El autor de dramas históricos tiene hoy, pues, a su disposición un  denso repertorio lingüístico. Puede escribir tragedias totales, puede  hacer obras trágico-esperpénticas, puede usar de la farsa, puede  matizar todo ello con significativos aspectos superrealistas o  expresionistas. Preconizar la hegemonía de cualquiera de esas  tendencias, o de un grupo afín de ellas, en toda ocasión, sólo servirá  para empobrecernos.

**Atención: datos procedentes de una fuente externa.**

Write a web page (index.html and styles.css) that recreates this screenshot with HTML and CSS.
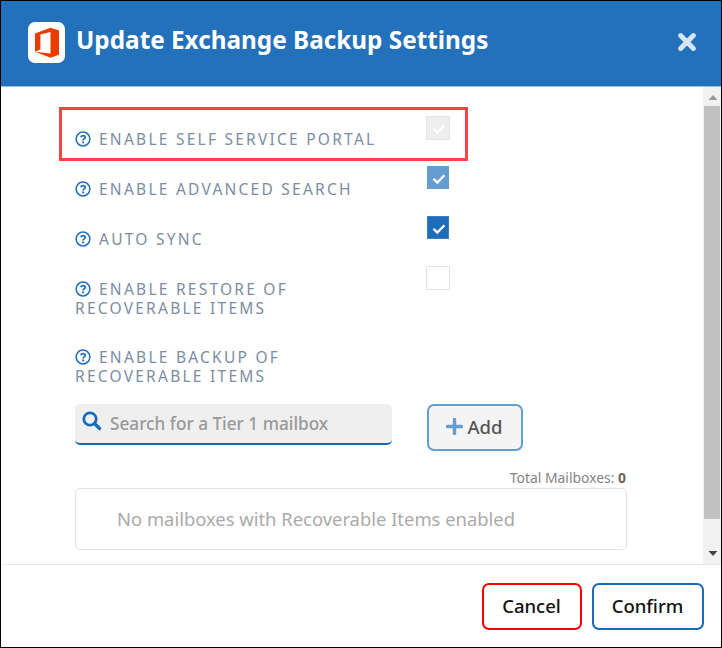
FILE: index.html
```html
<!DOCTYPE html>
<html lang="en">
<head>
<meta charset="utf-8">
<title>Update Exchange Backup Settings</title>
<link rel="stylesheet" href="styles.css">
</head>
<body>
<svg width="0" height="0" class="defs" aria-hidden="true">
  <symbol id="help" viewBox="0 0 16 16">
    <circle cx="8" cy="8" r="6.9" fill="none" stroke="currentColor" stroke-width="1.5"/>
    <path d="M5.7 6.2C6.2 5.1 7 4.7 8 4.7C9.300 4.700 10.200 5.400 10.200 6.400C10.200 7.900 8.100 7.900 8.100 9.500" fill="none" stroke="currentColor" stroke-width="1.700"/>
    <path d="M7.100 10.500h1.900v1.800h-1.900z" fill="currentColor"/>
  </symbol>
  <symbol id="check" viewBox="0 0 14 12">
    <path d="M1.500 5.800 5.300 9.600 12.400 2.300" fill="none" stroke="currentColor" stroke-width="2.300"/>
  </symbol>
</svg>
<section class="modal">
  <header class="header">
    <span class="logo">
      <svg width="26" height="32" viewBox="0 0 26 32"><path d="M1 6.500 16.500.8 25 3.400V27.800L16.500 30.800 1 24.800 16.500 26.600V5L6.400 7.600V22.400L1 24.800Z" fill="#eb3c00"/></svg>
    </span>
    <h1 class="title">Update Exchange Backup Settings</h1>
    <svg class="close" width="20" height="20" viewBox="0 0 20 20"><path d="M3.600 3.600 16.400 16.400M16.400 3.600 3.600 16.400" stroke="currentColor" stroke-width="5" stroke-linecap="round"/></svg>
  </header>
  <div class="body">
    <main class="content">
      <div class="row">
        <div class="label"><svg class="help"><use href="#help"/></svg>Enable Self Service Portal</div>
        <span class="box locked"><svg><use href="#check"/></svg></span>
        <div class="highlight"></div>
      </div>
      <div class="row">
        <div class="label"><svg class="help"><use href="#help"/></svg>Enable Advanced Search</div>
        <span class="box on dim"><svg><use href="#check"/></svg></span>
      </div>
      <div class="row">
        <div class="label"><svg class="help"><use href="#help"/></svg>Auto Sync</div>
        <span class="box on"><svg><use href="#check"/></svg></span>
      </div>
      <div class="row tall">
        <div class="label"><svg class="help"><use href="#help"/></svg>Enable Restore of<br>Recoverable Items</div>
        <span class="box"></span>
      </div>
      <div class="row tall">
        <div class="label"><svg class="help"><use href="#help"/></svg>Enable Backup of<br>Recoverable Items</div>
      </div>
      <div class="tools">
        <div class="search">
          <svg width="20" height="20" viewBox="0 0 20 20"><circle cx="8" cy="8" r="6.200" fill="none" stroke="currentColor" stroke-width="2.800"/><path d="M12.500 12.500 17.500 17.500" stroke="currentColor" stroke-width="3.400" stroke-linecap="round"/></svg>
          <span>Search for a Tier 1 mailbox</span>
        </div>
        <div class="btn add">
          <svg width="17" height="17" viewBox="0 0 17 17"><path d="M8.500 1.500v14M1.500 8.500h14" stroke="currentColor" stroke-width="3.400" stroke-linecap="round"/></svg>
          <span>Add</span>
        </div>
      </div>
      <div class="total"><span>Total Mailboxes: <b>0</b></span></div>
      <div class="empty"><span>No mailboxes with Recoverable Items enabled</span></div>
    </main>
    <div class="scrollbar">
      <svg width="17" height="19" viewBox="0 0 17 19"><path d="M4.500 13 9 8 13.500 13Z" fill="#9b9b9b"/></svg>
      <div class="thumb"></div>
      <svg width="17" height="19" viewBox="0 0 17 19"><path d="M4.500 6 9 11 13.500 6Z" fill="#444"/></svg>
    </div>
  </div>
  <footer class="footer">
    <div class="btn cancel"><span>Cancel</span></div>
    <div class="btn confirm"><span>Confirm</span></div>
  </footer>
</section>
</body>
</html>
```

FILE: styles.css
```css
* { box-sizing: border-box; }
body { margin: 0; font-family: "Noto Sans", sans-serif; background: #fff; }
svg { display: block; flex: none; }
.defs { position: absolute; }
.modal { width: 722px; height: 648px; border: 1px solid #000; display: flex; flex-direction: column; overflow: hidden; }
.header { height: 86px; flex: none; display: flex; align-items: flex-start; background: #2371ba; border-bottom: 1px solid #9cc0e0; padding: 21px 24px 0 27px; }
.logo { width: 37px; height: 41px; background: #fff; border-radius: 7px; display: flex; align-items: center; justify-content: center; }
.title { margin: 0 0 0 11px; color: #fff; font-size: 24.3px; line-height: 36px; font-weight: 700; white-space: nowrap; }
.close { margin: 10px 0 0 auto; color: #d7e5f3; }
.body { height: 477px; flex: none; display: flex; justify-content: space-between; }
.content { width: 552px; margin-left: 74px; padding-top: 29px; }
.row { display: grid; grid-template-columns: 351px 24px; height: 50px; align-items: start; position: relative; }
.row.tall { height: 69px; }
.row.tall + .row.tall { margin-top: -1px; }
.label { padding-top: 14px; color: #7b8da1; font-size: 15.5px; line-height: 19px; letter-spacing: 2.25px; text-transform: uppercase; white-space: nowrap; }
.help { display: inline-block; width: 16px; height: 16px; margin-right: 8px; vertical-align: -2px; color: #2371ba; }
.box { width: 24px; height: 24px; border: 1px solid #e5e5e5; background: #fff; color: #fff; }
.box svg { width: 14px; height: 12px; margin: 6px 0 0 5px; }
.box.locked { background: #eee; }
.box.on { width: 22px; height: 23px; margin-left: 1px; background: #1f6db8; border-color: #3c7fbf; }
.box.on svg { margin-left: 4px; }
.box.on.dim { background: #659dd1; border-color: #659dd1; }
.highlight { position: absolute; left: -16px; top: -9px; width: 409px; height: 54px; border: 3px solid #fa4345; }
.tools { display: flex; align-items: flex-start; gap: 35px; height: 64px; margin-top: 1px; }
.search { width: 317px; height: 41px; display: flex; align-items: flex-start; background: #efefef; border-bottom: 2px solid #1269b9; border-radius: 5px; padding: 8px 0 0 7px; color: #176cb9; }
.search svg { margin-top: -1px; }
.search span { margin-left: 8px; color: #999; font-size: 17.2px; line-height: 24px; font-weight: 500; white-space: nowrap; }
.btn { height: 47px; display: flex; align-items: center; justify-content: center; border: 2px solid #176cb9; border-radius: 7px; font-size: 18.5px; font-weight: 500; color: #111; background: #fff; padding: 0 1px 2px 0; }
.add { width: 96px; border-color: #659dd1; color: #659dd1; background: #f4f4f4; gap: 4px; }
.add span { color: #555; }
.total { height: 20px; text-align: right; font-size: 13.9px; line-height: 20px; color: #858585; white-space: nowrap; padding-right: 1px; }
.total b { color: #666; }
.empty { height: 62px; border: 1px solid #e3e3e3; border-radius: 5px; padding: 0 0 2px 41px; display: flex; align-items: center; color: #aaa; font-size: 18.4px; white-space: nowrap; }
.scrollbar { width: 18px; background: #f1f1f1; display: flex; flex-direction: column; align-items: center; }
.thumb { width: 16px; height: 413px; background: #c1c1c1; }
.scrollbar svg:last-child { margin-top: 26px; }
.footer { flex: 1; border-top: 1px solid #e8e8e8; display: flex; justify-content: flex-end; gap: 10px; padding: 18px 17px 0 0; }
.cancel { width: 100px; border-color: #f00; }
.confirm { width: 112px; }
```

La crítica histórica no es menos vigorosa cuando se apoya en la  sutileza, la oblicuidad, el misterio o la experimentación; podrá ser 
más oscura, pero no más débil. Creo incluso que es más dinamizadora  cuando se beneficia de esas complejidades que cuando nos relata un  simple silogismo sociológico de exposición sencilla y desenlace  previsible. Y tampoco me parece razonable que, para lograr un  verdadero teatro popular -sea o no histórico- y la efectiva  popularización del teatro, haya que prescindir de tales riquezas y  simplificar el lenguaje dramático. Seamos implacables en la crítica,  pero abundantes y pluralistas en las formas de creación.

Seamos, también, permanentes desmitificadores. Porque estamos  especulando acerca del fenómeno vivo de un teatro histórico que, 
contra las interpretaciones tradicionales, denuncia la otra cara de  los personajes y las circunstancias; pero no podemos echar en olvido  que algunas de esas otras caras llegan a transformarse en lugar común,  pierden a su vez realidad y se convierten en otro mito exangüe. Y  tampoco debemos ser, contra los mitos mendaces de la historia,  estancados propagandistas de algunos de los que los han sustituido.

Toda interpretación histórica es problemática, y en mayor medida de lo  presumible, enigmática. Hacerse cuestión de ese problema y ese enigma;  poner entre sutiles paréntesis dentro de la obra algo de lo que ella  misma asevera es, probablemente, el último y más fecundo secreto de la  creación bien entendida. Pues todo arte es, por muy inequívocos que  sean sus significados principales, multisignificativo. Y en ello  reside su grandeza y su poder. Y hasta la posibilidad, de tarde en  tarde, de crear algunos mitos no mendaces y perdurables.